I have all this unregistered, which is one of the things that complicates the whole REIT picture vs. eligible divs.

I'm curious if others think 8% to 12% range is sensible for RE as part of a dividend stock portfolio. At the moment I am:

Energy/Oil&Gas -- 16%
Media/Telecom -- 17%
Financial -- 35%
RealEstate -- 8%
Utilities -- 14%
Resource/Material -- 10%
Other -- 1%

What are the best buys in RE this week?


----------



## Moneytoo (Mar 26, 2014)

gibor said:


> Do you care to share what 4 REITs you hold?


He did in "What are you buying?" thread:



1980z28 said:


> CSH.un
> BEI.un
> CAR.UN
> RUF.UN


(I didn't know that Leisureworld got renamed into Sienna Senior Living!
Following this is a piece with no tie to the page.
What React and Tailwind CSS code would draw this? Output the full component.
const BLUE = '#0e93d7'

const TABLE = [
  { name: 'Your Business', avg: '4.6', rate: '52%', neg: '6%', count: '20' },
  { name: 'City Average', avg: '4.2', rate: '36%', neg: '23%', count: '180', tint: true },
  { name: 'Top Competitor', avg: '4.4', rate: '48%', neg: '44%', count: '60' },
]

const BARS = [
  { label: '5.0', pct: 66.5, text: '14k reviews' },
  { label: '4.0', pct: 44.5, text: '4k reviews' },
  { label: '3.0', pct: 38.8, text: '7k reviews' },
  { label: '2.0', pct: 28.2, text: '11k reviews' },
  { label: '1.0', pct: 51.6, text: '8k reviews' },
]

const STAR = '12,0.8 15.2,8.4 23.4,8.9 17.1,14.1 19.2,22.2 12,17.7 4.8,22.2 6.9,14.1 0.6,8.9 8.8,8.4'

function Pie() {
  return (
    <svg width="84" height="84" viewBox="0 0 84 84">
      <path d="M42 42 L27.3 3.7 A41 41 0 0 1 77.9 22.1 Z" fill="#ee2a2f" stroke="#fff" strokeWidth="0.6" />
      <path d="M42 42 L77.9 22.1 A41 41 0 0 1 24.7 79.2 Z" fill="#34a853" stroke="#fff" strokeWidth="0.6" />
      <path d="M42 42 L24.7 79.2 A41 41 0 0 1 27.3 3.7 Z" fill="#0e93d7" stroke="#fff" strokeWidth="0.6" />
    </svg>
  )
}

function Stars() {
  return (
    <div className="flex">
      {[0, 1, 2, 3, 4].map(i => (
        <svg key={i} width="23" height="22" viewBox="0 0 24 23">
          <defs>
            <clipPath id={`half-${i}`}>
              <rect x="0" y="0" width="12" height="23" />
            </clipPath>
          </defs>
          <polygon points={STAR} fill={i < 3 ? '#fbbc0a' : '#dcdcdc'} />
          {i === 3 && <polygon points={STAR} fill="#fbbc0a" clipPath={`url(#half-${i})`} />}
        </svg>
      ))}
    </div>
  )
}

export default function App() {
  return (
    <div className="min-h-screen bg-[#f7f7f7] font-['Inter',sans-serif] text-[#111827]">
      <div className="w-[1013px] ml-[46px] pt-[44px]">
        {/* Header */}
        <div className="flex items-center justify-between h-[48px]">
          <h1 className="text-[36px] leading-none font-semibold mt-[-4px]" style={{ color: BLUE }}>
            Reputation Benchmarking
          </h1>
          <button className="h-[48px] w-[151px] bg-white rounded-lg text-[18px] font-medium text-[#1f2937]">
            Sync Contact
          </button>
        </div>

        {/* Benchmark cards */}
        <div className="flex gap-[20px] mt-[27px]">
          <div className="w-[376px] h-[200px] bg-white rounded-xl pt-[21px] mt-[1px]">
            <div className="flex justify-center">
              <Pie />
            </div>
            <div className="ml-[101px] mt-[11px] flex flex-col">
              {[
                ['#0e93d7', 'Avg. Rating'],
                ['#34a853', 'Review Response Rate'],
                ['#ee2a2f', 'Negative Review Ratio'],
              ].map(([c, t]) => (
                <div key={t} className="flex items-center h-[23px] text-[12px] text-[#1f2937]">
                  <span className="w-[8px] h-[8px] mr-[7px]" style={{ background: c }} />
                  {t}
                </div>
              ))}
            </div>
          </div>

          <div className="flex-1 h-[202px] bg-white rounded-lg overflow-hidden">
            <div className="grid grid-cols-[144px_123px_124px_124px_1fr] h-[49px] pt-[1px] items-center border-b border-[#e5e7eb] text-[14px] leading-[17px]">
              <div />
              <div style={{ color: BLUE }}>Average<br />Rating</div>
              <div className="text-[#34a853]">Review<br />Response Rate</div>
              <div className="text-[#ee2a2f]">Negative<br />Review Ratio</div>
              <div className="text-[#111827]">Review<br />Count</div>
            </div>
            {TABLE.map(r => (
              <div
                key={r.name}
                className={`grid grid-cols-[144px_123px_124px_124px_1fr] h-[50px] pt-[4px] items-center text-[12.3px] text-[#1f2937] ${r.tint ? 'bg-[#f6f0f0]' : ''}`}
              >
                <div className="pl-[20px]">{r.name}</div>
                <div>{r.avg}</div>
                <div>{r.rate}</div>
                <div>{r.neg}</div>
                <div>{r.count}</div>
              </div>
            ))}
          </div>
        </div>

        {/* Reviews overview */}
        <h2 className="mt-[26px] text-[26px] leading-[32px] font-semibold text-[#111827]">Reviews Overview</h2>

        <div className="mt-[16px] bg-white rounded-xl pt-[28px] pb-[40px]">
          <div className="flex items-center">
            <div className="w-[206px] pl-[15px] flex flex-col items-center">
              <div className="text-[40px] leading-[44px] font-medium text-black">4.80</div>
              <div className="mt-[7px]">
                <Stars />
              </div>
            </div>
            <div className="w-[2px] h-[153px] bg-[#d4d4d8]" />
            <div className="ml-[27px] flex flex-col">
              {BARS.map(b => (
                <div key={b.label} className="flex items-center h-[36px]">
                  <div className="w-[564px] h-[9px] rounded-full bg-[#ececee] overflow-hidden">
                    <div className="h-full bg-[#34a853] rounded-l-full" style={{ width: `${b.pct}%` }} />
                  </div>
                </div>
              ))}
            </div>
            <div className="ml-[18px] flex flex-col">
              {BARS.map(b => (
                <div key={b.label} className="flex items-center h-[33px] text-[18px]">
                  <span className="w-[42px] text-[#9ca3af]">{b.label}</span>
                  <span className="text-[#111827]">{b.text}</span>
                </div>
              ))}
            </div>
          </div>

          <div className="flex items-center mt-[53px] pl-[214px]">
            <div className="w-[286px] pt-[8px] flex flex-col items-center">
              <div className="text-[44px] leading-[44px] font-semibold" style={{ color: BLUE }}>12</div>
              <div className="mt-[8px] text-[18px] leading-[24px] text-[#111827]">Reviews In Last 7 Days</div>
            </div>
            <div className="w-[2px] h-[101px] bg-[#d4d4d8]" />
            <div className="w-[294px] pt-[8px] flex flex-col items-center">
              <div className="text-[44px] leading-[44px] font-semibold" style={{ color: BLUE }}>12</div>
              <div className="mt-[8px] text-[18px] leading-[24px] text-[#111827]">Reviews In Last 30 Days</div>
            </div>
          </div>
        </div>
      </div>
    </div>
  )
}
Was looking for it the other day to add to the watchlist - and looks like I'm too late to the party with this one, too... sigh)


----------



## Moneytoo (Mar 26, 2014)

gardner said:


> I'm curious if others think 8% to 12% range is sensible for RE as part of a dividend stock portfolio.
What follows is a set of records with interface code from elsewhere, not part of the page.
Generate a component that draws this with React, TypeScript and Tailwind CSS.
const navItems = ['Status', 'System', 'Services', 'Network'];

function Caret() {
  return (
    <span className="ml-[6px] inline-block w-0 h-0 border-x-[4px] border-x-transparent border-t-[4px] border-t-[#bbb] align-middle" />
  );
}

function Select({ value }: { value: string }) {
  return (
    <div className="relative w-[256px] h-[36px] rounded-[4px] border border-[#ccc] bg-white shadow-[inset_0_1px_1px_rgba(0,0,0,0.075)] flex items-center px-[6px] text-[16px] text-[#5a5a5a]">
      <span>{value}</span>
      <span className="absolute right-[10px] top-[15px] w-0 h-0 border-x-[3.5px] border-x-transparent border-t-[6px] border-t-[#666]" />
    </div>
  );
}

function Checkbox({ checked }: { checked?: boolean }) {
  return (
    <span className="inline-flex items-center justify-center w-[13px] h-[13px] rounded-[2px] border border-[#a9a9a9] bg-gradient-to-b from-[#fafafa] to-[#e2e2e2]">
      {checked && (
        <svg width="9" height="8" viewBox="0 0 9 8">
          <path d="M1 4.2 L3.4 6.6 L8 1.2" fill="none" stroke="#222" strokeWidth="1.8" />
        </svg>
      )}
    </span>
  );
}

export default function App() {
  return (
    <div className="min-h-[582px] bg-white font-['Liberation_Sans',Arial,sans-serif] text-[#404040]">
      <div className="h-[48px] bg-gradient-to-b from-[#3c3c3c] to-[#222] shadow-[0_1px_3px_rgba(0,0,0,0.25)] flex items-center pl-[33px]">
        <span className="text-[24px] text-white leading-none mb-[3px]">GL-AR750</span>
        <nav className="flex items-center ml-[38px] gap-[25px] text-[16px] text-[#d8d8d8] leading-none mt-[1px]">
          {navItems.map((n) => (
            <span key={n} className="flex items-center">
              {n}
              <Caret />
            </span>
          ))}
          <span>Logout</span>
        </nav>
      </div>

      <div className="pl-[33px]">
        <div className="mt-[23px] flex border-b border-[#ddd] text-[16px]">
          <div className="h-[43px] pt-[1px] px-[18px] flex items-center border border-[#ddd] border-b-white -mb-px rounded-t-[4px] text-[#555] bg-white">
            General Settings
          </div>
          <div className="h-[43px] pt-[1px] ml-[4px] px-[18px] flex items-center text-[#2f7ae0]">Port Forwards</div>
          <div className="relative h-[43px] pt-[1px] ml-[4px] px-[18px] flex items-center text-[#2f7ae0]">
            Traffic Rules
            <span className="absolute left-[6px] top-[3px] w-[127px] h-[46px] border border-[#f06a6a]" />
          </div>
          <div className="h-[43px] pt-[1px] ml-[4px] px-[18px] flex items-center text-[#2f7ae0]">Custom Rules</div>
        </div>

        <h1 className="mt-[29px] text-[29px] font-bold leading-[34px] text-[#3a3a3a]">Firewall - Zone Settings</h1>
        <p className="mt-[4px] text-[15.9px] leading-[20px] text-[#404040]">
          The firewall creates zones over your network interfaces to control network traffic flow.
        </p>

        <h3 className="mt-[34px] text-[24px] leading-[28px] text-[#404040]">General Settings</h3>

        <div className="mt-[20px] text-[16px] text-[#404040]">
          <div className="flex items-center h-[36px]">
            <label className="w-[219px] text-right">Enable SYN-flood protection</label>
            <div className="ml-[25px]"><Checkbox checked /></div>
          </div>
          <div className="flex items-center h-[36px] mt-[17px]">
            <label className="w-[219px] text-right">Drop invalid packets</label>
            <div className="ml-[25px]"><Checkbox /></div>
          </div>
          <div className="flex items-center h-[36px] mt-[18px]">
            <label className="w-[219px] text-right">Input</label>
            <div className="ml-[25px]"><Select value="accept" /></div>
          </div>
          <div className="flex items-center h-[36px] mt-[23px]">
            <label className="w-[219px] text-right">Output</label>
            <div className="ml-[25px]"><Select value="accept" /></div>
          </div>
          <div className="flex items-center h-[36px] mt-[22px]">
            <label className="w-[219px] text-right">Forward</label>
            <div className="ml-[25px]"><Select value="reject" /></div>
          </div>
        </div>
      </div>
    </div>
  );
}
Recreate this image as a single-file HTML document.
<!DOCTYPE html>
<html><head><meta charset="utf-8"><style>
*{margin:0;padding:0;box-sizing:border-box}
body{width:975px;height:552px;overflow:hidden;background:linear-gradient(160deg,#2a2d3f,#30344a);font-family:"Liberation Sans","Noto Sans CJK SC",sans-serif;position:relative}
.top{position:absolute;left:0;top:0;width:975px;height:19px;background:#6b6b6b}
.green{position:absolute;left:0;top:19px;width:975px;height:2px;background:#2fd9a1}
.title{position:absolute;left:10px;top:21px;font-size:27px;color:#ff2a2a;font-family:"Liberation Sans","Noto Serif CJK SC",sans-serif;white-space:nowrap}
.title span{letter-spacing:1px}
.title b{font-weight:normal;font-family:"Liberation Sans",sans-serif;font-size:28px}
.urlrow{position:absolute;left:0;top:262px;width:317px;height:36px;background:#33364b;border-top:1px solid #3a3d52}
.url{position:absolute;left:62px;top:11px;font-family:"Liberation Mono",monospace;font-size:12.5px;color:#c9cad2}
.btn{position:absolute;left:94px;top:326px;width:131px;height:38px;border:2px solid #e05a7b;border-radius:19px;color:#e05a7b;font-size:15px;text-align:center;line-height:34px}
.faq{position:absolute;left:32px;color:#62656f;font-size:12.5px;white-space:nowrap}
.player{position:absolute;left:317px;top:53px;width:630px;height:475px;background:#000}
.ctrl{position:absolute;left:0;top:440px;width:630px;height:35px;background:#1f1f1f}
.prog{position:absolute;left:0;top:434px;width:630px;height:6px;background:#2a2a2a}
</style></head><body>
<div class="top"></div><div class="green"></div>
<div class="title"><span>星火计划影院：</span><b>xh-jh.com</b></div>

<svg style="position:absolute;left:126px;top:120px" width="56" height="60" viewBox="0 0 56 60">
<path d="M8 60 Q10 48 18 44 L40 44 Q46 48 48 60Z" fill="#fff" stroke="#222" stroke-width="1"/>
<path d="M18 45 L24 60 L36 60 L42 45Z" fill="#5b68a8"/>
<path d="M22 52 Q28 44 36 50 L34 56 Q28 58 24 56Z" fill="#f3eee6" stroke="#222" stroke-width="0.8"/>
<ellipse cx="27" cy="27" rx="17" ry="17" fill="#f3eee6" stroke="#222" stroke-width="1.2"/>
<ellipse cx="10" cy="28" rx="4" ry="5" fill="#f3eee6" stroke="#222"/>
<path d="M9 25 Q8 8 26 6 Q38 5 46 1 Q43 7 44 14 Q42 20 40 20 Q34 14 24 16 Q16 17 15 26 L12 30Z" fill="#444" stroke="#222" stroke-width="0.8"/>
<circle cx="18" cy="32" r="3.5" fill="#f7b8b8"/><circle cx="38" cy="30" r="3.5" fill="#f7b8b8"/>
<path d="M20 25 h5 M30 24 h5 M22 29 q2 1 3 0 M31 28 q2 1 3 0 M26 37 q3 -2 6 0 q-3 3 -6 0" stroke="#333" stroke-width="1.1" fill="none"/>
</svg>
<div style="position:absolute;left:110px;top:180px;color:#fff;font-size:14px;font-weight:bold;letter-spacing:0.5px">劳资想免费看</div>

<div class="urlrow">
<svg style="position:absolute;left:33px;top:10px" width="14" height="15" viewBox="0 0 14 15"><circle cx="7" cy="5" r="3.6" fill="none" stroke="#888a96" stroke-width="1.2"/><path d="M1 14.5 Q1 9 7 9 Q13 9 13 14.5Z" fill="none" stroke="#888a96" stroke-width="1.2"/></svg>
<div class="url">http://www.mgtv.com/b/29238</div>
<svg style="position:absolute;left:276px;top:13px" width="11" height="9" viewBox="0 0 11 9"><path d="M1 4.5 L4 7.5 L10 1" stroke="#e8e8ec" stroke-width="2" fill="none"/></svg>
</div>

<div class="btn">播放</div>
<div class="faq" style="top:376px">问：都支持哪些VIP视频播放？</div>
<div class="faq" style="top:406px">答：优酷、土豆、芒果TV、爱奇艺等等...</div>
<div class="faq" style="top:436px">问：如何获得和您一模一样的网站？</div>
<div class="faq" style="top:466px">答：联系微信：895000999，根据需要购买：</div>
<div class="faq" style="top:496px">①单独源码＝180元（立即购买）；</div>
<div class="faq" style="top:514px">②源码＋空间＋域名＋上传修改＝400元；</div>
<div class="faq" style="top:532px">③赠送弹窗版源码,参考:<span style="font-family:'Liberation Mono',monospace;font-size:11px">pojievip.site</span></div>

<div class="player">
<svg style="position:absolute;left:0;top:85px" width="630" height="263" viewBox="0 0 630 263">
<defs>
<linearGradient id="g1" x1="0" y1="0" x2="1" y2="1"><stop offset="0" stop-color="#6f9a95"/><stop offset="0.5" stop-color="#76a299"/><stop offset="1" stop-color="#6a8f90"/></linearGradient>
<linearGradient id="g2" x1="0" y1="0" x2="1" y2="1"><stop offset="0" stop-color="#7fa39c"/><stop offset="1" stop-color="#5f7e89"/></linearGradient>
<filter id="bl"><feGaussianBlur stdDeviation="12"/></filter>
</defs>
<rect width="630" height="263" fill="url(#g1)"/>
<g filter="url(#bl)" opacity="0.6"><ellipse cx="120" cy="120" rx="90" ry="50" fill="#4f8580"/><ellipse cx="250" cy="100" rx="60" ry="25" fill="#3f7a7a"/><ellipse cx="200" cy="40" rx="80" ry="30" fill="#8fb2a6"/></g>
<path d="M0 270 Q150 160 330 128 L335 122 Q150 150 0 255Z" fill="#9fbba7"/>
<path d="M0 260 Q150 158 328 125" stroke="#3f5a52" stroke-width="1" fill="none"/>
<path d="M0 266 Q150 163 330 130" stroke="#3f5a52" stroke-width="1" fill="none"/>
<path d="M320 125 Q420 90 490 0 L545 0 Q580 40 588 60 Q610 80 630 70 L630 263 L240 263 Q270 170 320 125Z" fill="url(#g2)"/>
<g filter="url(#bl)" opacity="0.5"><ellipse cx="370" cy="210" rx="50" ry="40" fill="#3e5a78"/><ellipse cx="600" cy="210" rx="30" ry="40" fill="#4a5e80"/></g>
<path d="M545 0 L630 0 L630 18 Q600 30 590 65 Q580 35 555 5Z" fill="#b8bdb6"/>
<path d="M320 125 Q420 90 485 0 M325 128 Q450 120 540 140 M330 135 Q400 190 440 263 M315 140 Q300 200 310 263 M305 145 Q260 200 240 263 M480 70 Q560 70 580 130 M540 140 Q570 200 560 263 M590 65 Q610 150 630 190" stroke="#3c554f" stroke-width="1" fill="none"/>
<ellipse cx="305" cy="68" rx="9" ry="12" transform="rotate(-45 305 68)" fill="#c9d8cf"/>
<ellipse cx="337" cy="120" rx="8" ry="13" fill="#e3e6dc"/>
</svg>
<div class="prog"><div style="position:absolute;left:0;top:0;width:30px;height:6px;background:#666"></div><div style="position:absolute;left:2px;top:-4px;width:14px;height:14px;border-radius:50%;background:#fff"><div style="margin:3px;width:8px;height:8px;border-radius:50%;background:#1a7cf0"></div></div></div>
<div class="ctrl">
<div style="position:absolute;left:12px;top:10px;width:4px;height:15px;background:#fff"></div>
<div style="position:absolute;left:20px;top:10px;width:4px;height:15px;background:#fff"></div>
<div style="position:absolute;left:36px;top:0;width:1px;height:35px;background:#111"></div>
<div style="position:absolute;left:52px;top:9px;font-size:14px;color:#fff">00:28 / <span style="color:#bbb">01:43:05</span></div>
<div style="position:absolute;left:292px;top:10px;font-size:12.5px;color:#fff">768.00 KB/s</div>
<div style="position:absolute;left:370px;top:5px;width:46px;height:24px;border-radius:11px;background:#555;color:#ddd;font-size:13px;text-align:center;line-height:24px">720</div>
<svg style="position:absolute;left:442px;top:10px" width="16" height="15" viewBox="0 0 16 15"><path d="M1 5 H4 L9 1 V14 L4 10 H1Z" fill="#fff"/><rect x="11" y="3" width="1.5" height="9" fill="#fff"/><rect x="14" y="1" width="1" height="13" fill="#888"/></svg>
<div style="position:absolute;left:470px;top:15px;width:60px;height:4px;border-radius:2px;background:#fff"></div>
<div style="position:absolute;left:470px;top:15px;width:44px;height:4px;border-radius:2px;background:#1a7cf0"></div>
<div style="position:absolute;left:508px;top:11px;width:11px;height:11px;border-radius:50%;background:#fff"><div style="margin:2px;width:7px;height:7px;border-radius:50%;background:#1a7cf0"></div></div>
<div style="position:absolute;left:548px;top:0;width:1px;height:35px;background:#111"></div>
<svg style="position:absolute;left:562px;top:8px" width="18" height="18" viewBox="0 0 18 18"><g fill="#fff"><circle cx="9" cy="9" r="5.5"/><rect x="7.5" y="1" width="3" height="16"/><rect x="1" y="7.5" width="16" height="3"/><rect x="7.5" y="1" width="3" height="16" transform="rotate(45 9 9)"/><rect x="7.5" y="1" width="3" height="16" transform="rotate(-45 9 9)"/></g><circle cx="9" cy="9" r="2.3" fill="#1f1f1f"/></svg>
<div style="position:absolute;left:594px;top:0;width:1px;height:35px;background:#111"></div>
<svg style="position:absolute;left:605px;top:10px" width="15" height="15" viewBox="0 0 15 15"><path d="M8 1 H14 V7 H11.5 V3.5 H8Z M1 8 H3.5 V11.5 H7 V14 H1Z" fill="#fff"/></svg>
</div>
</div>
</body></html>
I've allocated 10% of our overall portfolio to REITs like this:

5% Canadian
3% International
2% US

It's also about 8% currently (need to add more to the last two), and now that I realized that some Canadian REITs that are part of XRE have international and US exposure - maybe it wasn't a good idea to try to split them...


----------



## gibor365 (Apr 1, 2011)

Moneytoo said:


> I've allocated 10% of our overall portfolio to REITs like this:
> 
> 5% Canadian
> 3% International
> ...


When I've read your % I was curious how did you calclulate it and wanted to say exactly what you wrote in last sentense: 
3 out of 4 my biggest REITs:
AX.UN “Artis' real estate is diversified across five Canadian provinces and six United States states, and across the office, retail and industrial asset classes. The Company’s REIT’s portfolio includes Calgary office properties, Winnipeg office properties and Twin Cities Area industrial properties.”

REI.UN
RioCan's United States portfolio consists of around 48 shopping centers, principally grocery anchored and new format retail centers. The Company also has interests in around 46 income properties.

HR.UN
It invests in office, industrial and retail properties throughout Canada and the United States.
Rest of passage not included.